** Listed records **
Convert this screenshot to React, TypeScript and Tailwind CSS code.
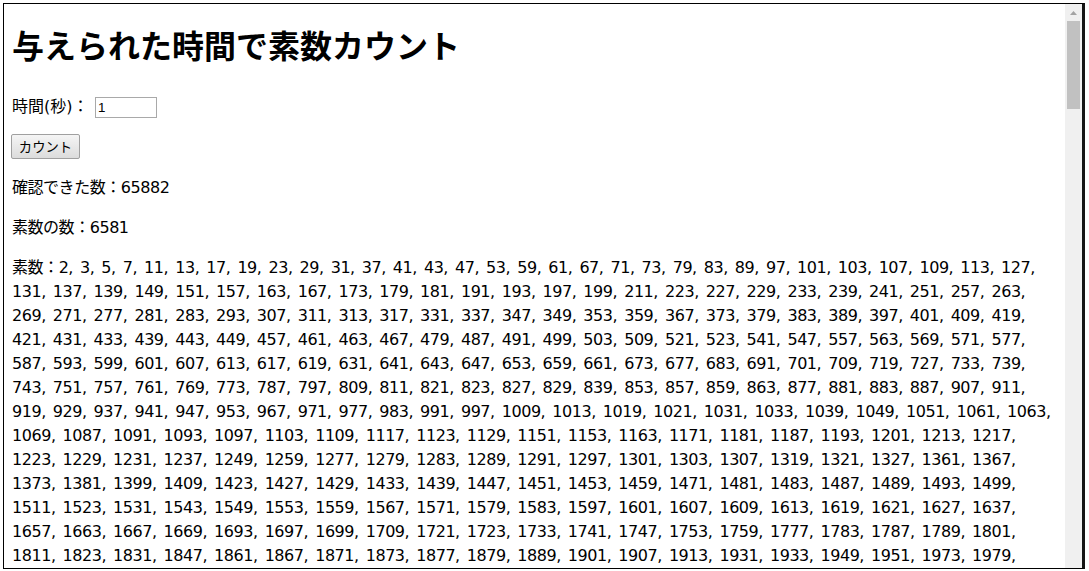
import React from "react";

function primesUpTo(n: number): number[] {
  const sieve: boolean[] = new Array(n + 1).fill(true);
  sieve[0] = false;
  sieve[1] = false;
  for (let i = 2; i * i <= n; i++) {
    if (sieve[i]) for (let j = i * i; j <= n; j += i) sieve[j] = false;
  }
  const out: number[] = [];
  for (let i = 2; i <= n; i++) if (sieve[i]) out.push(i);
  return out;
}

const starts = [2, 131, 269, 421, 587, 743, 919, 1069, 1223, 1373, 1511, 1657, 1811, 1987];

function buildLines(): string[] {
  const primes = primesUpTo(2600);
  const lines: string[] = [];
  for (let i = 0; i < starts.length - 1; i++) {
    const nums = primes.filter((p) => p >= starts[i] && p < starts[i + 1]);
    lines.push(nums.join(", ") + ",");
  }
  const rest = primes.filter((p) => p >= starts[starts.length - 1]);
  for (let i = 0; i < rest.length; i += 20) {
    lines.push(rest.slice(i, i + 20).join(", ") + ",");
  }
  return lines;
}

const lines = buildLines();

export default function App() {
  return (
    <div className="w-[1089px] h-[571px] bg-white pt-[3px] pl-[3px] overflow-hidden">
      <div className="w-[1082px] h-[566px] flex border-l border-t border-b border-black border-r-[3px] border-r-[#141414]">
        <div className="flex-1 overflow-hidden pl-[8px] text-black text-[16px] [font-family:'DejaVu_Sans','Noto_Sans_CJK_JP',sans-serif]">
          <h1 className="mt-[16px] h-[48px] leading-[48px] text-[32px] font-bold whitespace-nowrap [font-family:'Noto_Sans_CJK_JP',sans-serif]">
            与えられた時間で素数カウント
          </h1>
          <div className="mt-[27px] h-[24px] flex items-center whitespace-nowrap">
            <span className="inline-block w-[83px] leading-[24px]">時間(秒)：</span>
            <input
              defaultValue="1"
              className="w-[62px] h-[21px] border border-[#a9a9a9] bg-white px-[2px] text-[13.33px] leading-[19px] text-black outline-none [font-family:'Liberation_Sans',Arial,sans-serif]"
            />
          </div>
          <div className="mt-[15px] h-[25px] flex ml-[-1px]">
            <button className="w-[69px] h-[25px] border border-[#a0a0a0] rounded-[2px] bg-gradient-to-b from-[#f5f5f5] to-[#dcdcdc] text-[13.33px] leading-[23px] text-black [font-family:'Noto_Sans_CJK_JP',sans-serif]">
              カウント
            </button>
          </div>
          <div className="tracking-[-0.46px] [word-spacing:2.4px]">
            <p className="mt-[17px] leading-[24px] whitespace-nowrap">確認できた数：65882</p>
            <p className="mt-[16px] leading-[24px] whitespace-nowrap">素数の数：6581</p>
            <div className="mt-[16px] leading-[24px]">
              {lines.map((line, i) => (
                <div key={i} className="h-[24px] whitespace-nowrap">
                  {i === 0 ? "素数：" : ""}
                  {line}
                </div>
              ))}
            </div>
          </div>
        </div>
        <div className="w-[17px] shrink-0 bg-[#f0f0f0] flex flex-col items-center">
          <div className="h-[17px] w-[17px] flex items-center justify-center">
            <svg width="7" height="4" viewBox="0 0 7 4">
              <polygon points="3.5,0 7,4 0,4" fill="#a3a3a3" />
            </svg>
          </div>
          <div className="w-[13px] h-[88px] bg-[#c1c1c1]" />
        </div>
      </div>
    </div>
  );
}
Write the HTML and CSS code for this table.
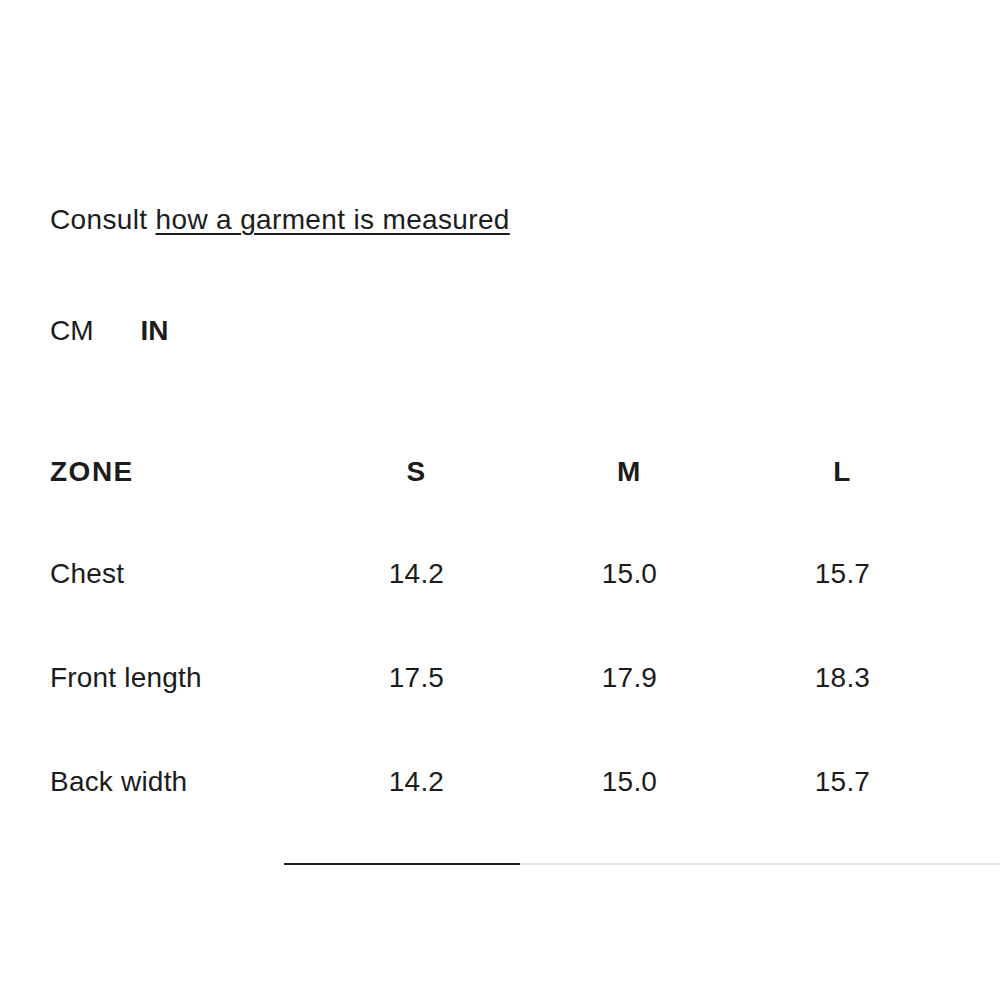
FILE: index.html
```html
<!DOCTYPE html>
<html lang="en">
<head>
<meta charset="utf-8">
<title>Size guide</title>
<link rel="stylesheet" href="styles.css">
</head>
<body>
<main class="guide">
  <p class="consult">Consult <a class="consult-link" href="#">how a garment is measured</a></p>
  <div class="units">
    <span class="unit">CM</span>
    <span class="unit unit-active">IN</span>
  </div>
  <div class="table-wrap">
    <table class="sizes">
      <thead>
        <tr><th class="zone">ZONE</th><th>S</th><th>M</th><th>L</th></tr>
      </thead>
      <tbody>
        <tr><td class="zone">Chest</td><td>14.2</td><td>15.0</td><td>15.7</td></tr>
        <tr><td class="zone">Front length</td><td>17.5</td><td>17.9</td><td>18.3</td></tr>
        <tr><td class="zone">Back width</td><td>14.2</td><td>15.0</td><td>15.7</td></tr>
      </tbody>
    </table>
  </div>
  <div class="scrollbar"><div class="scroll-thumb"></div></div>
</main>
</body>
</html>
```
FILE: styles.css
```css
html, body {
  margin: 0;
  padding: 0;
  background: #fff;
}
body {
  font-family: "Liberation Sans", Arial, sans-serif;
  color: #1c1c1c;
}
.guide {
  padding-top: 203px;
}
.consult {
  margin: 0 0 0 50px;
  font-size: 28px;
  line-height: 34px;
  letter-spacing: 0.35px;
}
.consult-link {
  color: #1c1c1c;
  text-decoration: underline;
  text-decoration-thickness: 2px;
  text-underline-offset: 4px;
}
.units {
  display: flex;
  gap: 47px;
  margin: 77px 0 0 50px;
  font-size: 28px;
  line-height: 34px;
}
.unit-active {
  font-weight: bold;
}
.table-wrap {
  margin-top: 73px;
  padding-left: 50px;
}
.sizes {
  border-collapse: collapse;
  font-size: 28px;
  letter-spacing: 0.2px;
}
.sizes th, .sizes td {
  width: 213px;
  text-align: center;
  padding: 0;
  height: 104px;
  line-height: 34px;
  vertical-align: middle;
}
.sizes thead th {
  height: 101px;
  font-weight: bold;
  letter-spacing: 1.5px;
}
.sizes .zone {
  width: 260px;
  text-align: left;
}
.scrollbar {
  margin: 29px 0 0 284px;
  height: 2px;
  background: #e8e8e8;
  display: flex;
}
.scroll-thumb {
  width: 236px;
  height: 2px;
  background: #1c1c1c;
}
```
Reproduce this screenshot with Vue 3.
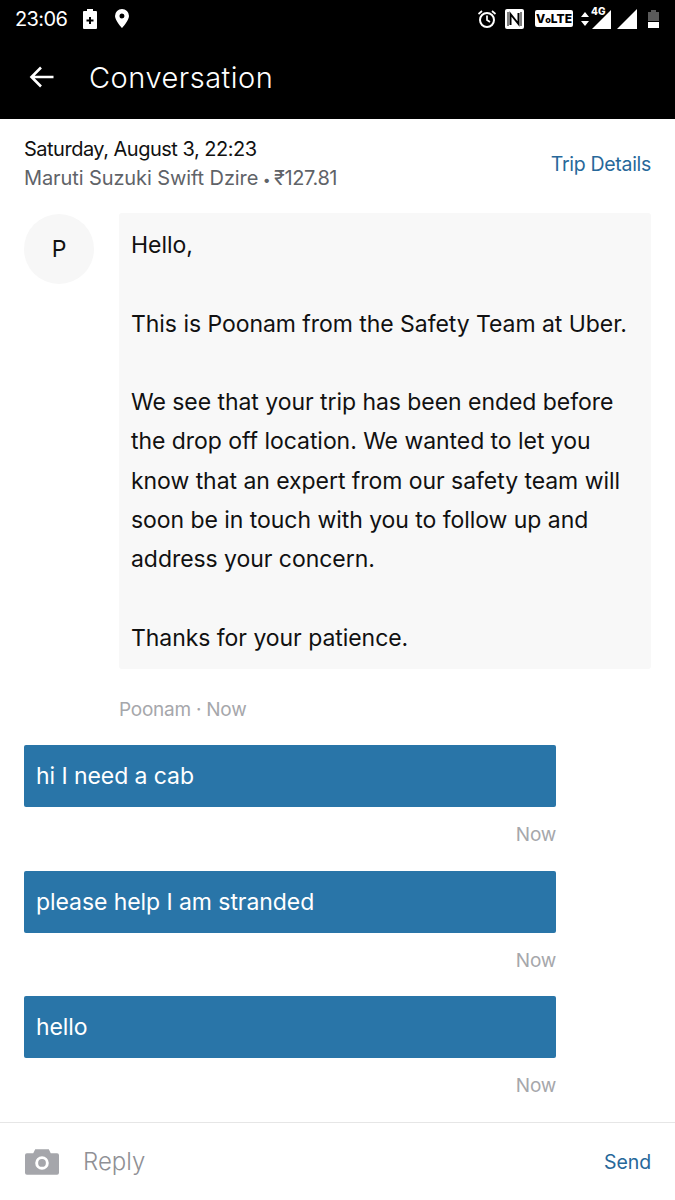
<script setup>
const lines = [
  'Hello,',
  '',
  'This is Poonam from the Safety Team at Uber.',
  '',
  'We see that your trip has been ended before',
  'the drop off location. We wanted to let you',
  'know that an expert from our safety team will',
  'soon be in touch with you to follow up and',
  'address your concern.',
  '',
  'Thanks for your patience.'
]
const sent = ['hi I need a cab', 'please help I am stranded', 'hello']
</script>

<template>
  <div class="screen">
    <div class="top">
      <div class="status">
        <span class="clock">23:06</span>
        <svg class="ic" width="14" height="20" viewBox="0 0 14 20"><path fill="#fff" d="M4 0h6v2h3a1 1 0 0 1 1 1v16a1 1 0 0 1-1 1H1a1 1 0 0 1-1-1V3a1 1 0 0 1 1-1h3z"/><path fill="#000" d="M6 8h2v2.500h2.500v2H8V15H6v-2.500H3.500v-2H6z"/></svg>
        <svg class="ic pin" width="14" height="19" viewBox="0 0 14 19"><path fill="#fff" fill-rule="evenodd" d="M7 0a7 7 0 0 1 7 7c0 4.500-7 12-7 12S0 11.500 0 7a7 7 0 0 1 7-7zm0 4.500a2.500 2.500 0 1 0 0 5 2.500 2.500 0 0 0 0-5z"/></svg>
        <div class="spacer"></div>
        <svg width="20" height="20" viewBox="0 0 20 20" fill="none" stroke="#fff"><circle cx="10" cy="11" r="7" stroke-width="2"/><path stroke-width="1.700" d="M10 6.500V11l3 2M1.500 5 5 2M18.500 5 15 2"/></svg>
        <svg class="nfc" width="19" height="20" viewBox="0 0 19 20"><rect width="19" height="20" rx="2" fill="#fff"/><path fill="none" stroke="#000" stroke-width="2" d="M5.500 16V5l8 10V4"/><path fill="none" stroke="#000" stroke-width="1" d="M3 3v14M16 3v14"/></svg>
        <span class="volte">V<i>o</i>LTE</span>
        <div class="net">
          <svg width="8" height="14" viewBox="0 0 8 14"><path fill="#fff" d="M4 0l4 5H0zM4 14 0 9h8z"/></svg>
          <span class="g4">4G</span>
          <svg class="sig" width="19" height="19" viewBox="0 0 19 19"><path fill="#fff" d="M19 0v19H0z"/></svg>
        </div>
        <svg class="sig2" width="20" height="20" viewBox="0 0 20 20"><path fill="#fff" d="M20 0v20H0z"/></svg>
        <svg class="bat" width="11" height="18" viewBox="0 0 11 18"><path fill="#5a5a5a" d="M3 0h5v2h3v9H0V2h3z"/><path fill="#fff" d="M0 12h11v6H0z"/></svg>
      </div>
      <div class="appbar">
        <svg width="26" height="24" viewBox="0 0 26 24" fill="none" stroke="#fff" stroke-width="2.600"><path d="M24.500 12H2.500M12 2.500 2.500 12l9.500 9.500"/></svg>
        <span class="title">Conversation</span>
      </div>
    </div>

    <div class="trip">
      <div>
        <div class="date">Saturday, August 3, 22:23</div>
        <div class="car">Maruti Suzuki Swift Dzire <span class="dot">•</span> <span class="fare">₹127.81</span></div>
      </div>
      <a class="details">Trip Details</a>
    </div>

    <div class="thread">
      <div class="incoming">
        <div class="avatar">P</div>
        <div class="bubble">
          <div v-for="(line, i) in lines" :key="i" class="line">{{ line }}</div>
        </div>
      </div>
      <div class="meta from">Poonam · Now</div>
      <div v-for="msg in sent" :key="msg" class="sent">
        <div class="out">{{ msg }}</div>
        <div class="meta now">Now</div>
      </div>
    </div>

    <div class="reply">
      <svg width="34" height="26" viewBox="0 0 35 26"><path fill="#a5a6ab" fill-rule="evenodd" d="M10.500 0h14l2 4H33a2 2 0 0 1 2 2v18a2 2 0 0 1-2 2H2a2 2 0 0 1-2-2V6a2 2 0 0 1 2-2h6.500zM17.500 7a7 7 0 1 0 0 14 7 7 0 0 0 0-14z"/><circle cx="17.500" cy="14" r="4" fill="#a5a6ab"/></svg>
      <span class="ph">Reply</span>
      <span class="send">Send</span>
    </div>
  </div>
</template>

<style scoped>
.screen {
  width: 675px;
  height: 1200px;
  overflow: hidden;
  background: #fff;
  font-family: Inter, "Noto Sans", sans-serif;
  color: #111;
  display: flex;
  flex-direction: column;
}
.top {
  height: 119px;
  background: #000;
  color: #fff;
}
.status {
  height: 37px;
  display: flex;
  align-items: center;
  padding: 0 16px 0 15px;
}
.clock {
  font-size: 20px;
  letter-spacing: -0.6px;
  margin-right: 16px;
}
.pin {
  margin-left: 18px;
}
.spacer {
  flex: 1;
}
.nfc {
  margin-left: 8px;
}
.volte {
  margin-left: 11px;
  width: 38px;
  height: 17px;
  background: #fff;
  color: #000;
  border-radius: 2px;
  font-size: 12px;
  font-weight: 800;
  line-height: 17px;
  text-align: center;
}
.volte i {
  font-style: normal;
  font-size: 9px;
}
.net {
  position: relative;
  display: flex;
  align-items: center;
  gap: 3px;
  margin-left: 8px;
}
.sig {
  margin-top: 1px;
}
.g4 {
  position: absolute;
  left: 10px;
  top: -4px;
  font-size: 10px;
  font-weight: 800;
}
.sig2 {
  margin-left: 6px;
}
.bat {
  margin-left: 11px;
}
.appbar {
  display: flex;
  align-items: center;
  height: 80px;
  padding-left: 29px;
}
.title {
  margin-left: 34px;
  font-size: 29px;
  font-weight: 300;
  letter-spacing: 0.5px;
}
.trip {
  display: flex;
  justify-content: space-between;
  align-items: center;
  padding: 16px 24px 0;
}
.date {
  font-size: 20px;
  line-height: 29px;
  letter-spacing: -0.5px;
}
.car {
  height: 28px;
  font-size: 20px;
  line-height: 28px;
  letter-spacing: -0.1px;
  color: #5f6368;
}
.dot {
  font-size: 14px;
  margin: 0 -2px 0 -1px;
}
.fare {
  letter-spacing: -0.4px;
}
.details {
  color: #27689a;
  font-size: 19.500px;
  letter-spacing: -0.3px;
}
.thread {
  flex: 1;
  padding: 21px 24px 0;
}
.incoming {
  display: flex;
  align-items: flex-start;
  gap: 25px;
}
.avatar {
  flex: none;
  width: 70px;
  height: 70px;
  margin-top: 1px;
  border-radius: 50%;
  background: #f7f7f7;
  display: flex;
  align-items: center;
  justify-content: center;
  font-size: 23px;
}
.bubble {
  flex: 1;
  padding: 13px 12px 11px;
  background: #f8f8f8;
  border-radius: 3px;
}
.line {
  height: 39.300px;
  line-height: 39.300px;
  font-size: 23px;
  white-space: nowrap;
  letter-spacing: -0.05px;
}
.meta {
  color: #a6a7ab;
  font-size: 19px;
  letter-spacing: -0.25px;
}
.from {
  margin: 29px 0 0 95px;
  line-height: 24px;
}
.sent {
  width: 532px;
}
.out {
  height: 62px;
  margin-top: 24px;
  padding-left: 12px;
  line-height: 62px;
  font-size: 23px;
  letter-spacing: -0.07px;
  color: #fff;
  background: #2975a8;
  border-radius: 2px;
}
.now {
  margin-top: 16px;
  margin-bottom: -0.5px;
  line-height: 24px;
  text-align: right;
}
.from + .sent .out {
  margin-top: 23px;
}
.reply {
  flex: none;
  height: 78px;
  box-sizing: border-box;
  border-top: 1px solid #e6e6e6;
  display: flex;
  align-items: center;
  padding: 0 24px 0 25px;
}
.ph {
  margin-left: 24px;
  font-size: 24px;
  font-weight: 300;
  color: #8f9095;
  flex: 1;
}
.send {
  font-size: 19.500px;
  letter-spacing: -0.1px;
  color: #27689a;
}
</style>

** The request **
In the records above, find the line containing "1657, 1811, 1987];" and output every line from the first through that one, exactly, omitting pictures.

** Final result **
Convert this screenshot to React, TypeScript and Tailwind CSS code.
import React from "react";

function primesUpTo(n: number): number[] {
  const sieve: boolean[] = new Array(n + 1).fill(true);
  sieve[0] = false;
  sieve[1] = false;
  for (let i = 2; i * i <= n; i++) {
    if (sieve[i]) for (let j = i * i; j <= n; j += i) sieve[j] = false;
  }
  const out: number[] = [];
  for (let i = 2; i <= n; i++) if (sieve[i]) out.push(i);
  return out;
}

const starts = [2, 131, 269, 421, 587, 743, 919, 1069, 1223, 1373, 1511, 1657, 1811, 1987];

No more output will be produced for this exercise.